>> start Supplied information
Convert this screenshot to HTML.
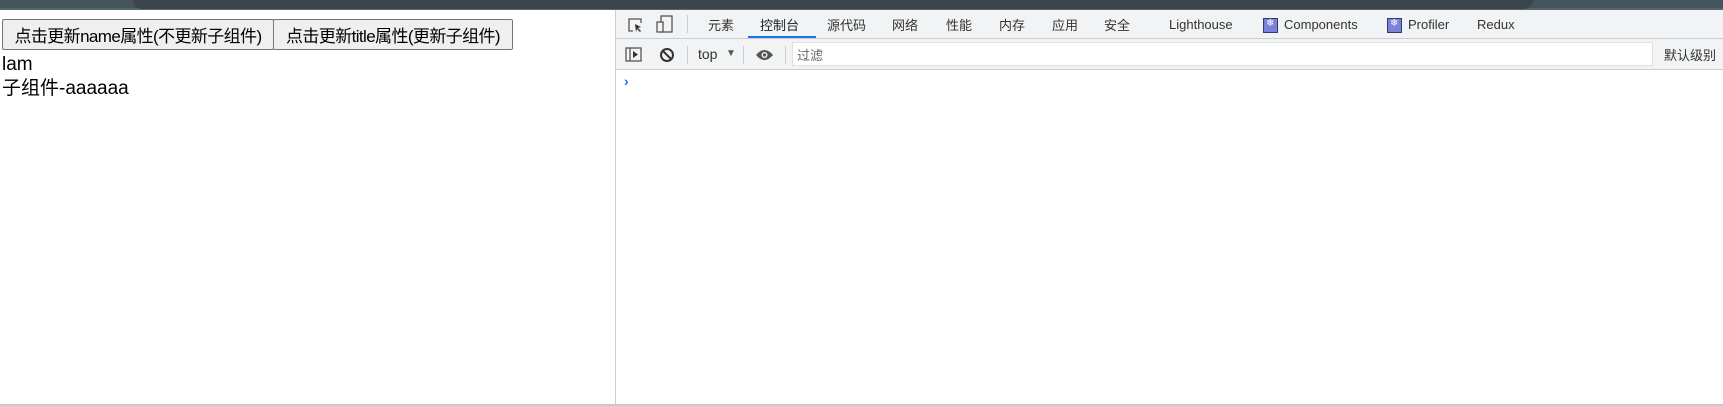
<!DOCTYPE html>
<html><head><meta charset="utf-8"><style>
*{margin:0;padding:0;box-sizing:border-box}
body{width:1723px;height:406px;background:#fff;position:relative;overflow:hidden;font-family:"Liberation Sans","Noto Sans CJK SC",sans-serif}
.abs{position:absolute}
#top{left:0;top:0;width:1723px;height:10px;background:#45555d;border-bottom:2px solid #56666e}
#addr{left:133px;top:0;width:1400px;height:9px;background:#3a464c;border-radius:0 0 10px 10px}
button{position:absolute;top:19px;height:31px;font-family:"Liberation Sans","Noto Sans CJK SC",sans-serif;font-size:17px;letter-spacing:-0.6px;background:#efefef;border:1px solid #767676;border-radius:2px;color:#000;padding:0;text-align:center;white-space:nowrap;overflow:hidden}
.t{font-size:19px;color:#000;white-space:nowrap;line-height:24px}
#dt{left:615px;top:10px;width:1108px;height:396px;background:#fff;border-left:1px solid #cbcdd1}
#tabs{left:0;top:0;width:1108px;height:29px;background:#f1f3f4;border-bottom:1px solid #cbcdd1}
#tb2{left:0;top:29px;width:1108px;height:31px;background:#f1f3f4;border-bottom:1px solid #cbcdd1}
.tab{position:absolute;top:5px;font-size:13px;color:#333;white-space:nowrap}
.sep{position:absolute;width:1px;height:18px;background:#cbcdd1}
.ri{position:absolute;top:8px;width:15px;height:15px;background:#7b80d8;border:1.5px solid #333a6b}
.ri::after{content:"❄";position:absolute;left:2px;top:-1px;font-size:10px;color:#fff}
#bot{left:0;top:404px;width:1723px;height:2px;background:#c8c8c8}
</style></head><body>
<div id="top" class="abs"></div><div id="addr" class="abs"></div>
<button style="left:2px;width:272px">点击更新name属性(不更新子组件)</button>
<button style="left:273px;width:240px">点击更新title属性(更新子组件)</button>
<div class="abs t" style="left:2px;top:53px">lam</div>
<div class="abs t" style="left:2px;top:77px">子组件-aaaaaa</div>
<div id="dt" class="abs">
 <div id="tabs" class="abs">
  <svg class="abs" style="left:11px;top:7px" width="18" height="16"><path d="M6 14H2V2h12v4" fill="none" stroke="#555" stroke-width="1.3"/><path d="M8 7l6 3-3 1 3 3-1 1-3-3-1 3z" fill="#333"/></svg>
  <svg class="abs" style="left:40px;top:5px" width="18" height="19"><rect x="5" y="1" width="11" height="16" fill="none" stroke="#555" stroke-width="1.3"/><rect x="1" y="7" width="6" height="10" fill="#f1f3f4" stroke="#555" stroke-width="1.3"/></svg>
  <div class="sep" style="left:71px;top:5px"></div>
  <div class="tab" style="left:92px">元素</div>
  <div class="tab" style="left:144px;color:#202124">控制台</div>
  <div class="abs" style="left:132px;top:26px;width:68px;height:2px;background:#1a73e8"></div>
  <div class="tab" style="left:211px">源代码</div>
  <div class="tab" style="left:276px">网络</div>
  <div class="tab" style="left:330px">性能</div>
  <div class="tab" style="left:383px">内存</div>
  <div class="tab" style="left:436px">应用</div>
  <div class="tab" style="left:488px">安全</div>
  <div class="tab" style="left:553px;top:7px">Lighthouse</div>
  <div class="ri" style="left:647px"></div>
  <div class="tab" style="left:668px;top:7px">Components</div>
  <div class="ri" style="left:771px"></div>
  <div class="tab" style="left:792px;top:7px">Profiler</div>
  <div class="tab" style="left:861px;top:7px">Redux</div>
 </div>
 <div id="tb2" class="abs">
  <svg class="abs" style="left:9px;top:8px" width="18" height="16"><rect x="1" y="1" width="15" height="13" fill="none" stroke="#555" stroke-width="1.3"/><line x1="5" y1="1" x2="5" y2="14" stroke="#555" stroke-width="1.3"/><path d="M8 4l5 3.5-5 3.5z" fill="#333"/></svg>
  <svg class="abs" style="left:43px;top:8px" width="16" height="16"><circle cx="8" cy="8" r="6" fill="none" stroke="#333" stroke-width="2"/><line x1="4" y1="4" x2="12" y2="12" stroke="#333" stroke-width="2"/></svg>
  <div class="sep" style="left:71px;top:7px"></div>
  <div class="tab" style="left:82px;top:7px;font-size:14px">top</div>
  <div class="abs" style="left:110px;top:9px;font-size:10px;color:#555">▼</div>
  <div class="sep" style="left:127px;top:7px"></div>
  <svg class="abs" style="left:139px;top:9px" width="19" height="14"><path d="M1 7Q9.5-3 18 7Q9.5 17 1 7z" fill="#555"/><circle cx="9.5" cy="7" r="3" fill="#f1f3f4"/><circle cx="9.5" cy="7" r="1.6" fill="#555"/></svg>
  <div class="sep" style="left:169px;top:7px"></div>
  <div class="abs" style="left:176px;top:3px;width:861px;height:24px;background:#fff;border:1px solid #e0e0e0"></div>
  <div class="tab" style="left:181px;top:6px;color:#666">过滤</div>
  <div class="tab" style="left:1048px;top:6px">默认级别</div>
 </div>
 <div class="abs" style="left:8px;top:63px;font-size:14px;color:#1a73e8;font-weight:bold">›</div>
</div>
<div id="bot" class="abs"></div>
</body></html>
>> end Supplied information
**Task brief**
Return the listing above word for word, with the pictures removed.

**Exercise output**
Convert this screenshot to HTML.
<!DOCTYPE html>
<html><head><meta charset="utf-8"><style>
*{margin:0;padding:0;box-sizing:border-box}
body{width:1723px;height:406px;background:#fff;position:relative;overflow:hidden;font-family:"Liberation Sans","Noto Sans CJK SC",sans-serif}
.abs{position:absolute}
#top{left:0;top:0;width:1723px;height:10px;background:#45555d;border-bottom:2px solid #56666e}
#addr{left:133px;top:0;width:1400px;height:9px;background:#3a464c;border-radius:0 0 10px 10px}
button{position:absolute;top:19px;height:31px;font-family:"Liberation Sans","Noto Sans CJK SC",sans-serif;font-size:17px;letter-spacing:-0.6px;background:#efefef;border:1px solid #767676;border-radius:2px;color:#000;padding:0;text-align:center;white-space:nowrap;overflow:hidden}
.t{font-size:19px;color:#000;white-space:nowrap;line-height:24px}
#dt{left:615px;top:10px;width:1108px;height:396px;background:#fff;border-left:1px solid #cbcdd1}
#tabs{left:0;top:0;width:1108px;height:29px;background:#f1f3f4;border-bottom:1px solid #cbcdd1}
#tb2{left:0;top:29px;width:1108px;height:31px;background:#f1f3f4;border-bottom:1px solid #cbcdd1}
.tab{position:absolute;top:5px;font-size:13px;color:#333;white-space:nowrap}
.sep{position:absolute;width:1px;height:18px;background:#cbcdd1}
.ri{position:absolute;top:8px;width:15px;height:15px;background:#7b80d8;border:1.5px solid #333a6b}
.ri::after{content:"❄";position:absolute;left:2px;top:-1px;font-size:10px;color:#fff}
#bot{left:0;top:404px;width:1723px;height:2px;background:#c8c8c8}
</style></head><body>
<div id="top" class="abs"></div><div id="addr" class="abs"></div>
<button style="left:2px;width:272px">点击更新name属性(不更新子组件)</button>
<button style="left:273px;width:240px">点击更新title属性(更新子组件)</button>
<div class="abs t" style="left:2px;top:53px">lam</div>
<div class="abs t" style="left:2px;top:77px">子组件-aaaaaa</div>
<div id="dt" class="abs">
 <div id="tabs" class="abs">
  <svg class="abs" style="left:11px;top:7px" width="18" height="16"><path d="M6 14H2V2h12v4" fill="none" stroke="#555" stroke-width="1.3"/><path d="M8 7l6 3-3 1 3 3-1 1-3-3-1 3z" fill="#333"/></svg>
  <svg class="abs" style="left:40px;top:5px" width="18" height="19"><rect x="5" y="1" width="11" height="16" fill="none" stroke="#555" stroke-width="1.3"/><rect x="1" y="7" width="6" height="10" fill="#f1f3f4" stroke="#555" stroke-width="1.3"/></svg>
  <div class="sep" style="left:71px;top:5px"></div>
  <div class="tab" style="left:92px">元素</div>
  <div class="tab" style="left:144px;color:#202124">控制台</div>
  <div class="abs" style="left:132px;top:26px;width:68px;height:2px;background:#1a73e8"></div>
  <div class="tab" style="left:211px">源代码</div>
  <div class="tab" style="left:276px">网络</div>
  <div class="tab" style="left:330px">性能</div>
  <div class="tab" style="left:383px">内存</div>
  <div class="tab" style="left:436px">应用</div>
  <div class="tab" style="left:488px">安全</div>
  <div class="tab" style="left:553px;top:7px">Lighthouse</div>
  <div class="ri" style="left:647px"></div>
  <div class="tab" style="left:668px;top:7px">Components</div>
  <div class="ri" style="left:771px"></div>
  <div class="tab" style="left:792px;top:7px">Profiler</div>
  <div class="tab" style="left:861px;top:7px">Redux</div>
 </div>
 <div id="tb2" class="abs">
  <svg class="abs" style="left:9px;top:8px" width="18" height="16"><rect x="1" y="1" width="15" height="13" fill="none" stroke="#555" stroke-width="1.3"/><line x1="5" y1="1" x2="5" y2="14" stroke="#555" stroke-width="1.3"/><path d="M8 4l5 3.5-5 3.5z" fill="#333"/></svg>
  <svg class="abs" style="left:43px;top:8px" width="16" height="16"><circle cx="8" cy="8" r="6" fill="none" stroke="#333" stroke-width="2"/><line x1="4" y1="4" x2="12" y2="12" stroke="#333" stroke-width="2"/></svg>
  <div class="sep" style="left:71px;top:7px"></div>
  <div class="tab" style="left:82px;top:7px;font-size:14px">top</div>
  <div class="abs" style="left:110px;top:9px;font-size:10px;color:#555">▼</div>
  <div class="sep" style="left:127px;top:7px"></div>
  <svg class="abs" style="left:139px;top:9px" width="19" height="14"><path d="M1 7Q9.5-3 18 7Q9.5 17 1 7z" fill="#555"/><circle cx="9.5" cy="7" r="3" fill="#f1f3f4"/><circle cx="9.5" cy="7" r="1.6" fill="#555"/></svg>
  <div class="sep" style="left:169px;top:7px"></div>
  <div class="abs" style="left:176px;top:3px;width:861px;height:24px;background:#fff;border:1px solid #e0e0e0"></div>
  <div class="tab" style="left:181px;top:6px;color:#666">过滤</div>
  <div class="tab" style="left:1048px;top:6px">默认级别</div>
 </div>
 <div class="abs" style="left:8px;top:63px;font-size:14px;color:#1a73e8;font-weight:bold">›</div>
</div>
<div id="bot" class="abs"></div>
</body></html>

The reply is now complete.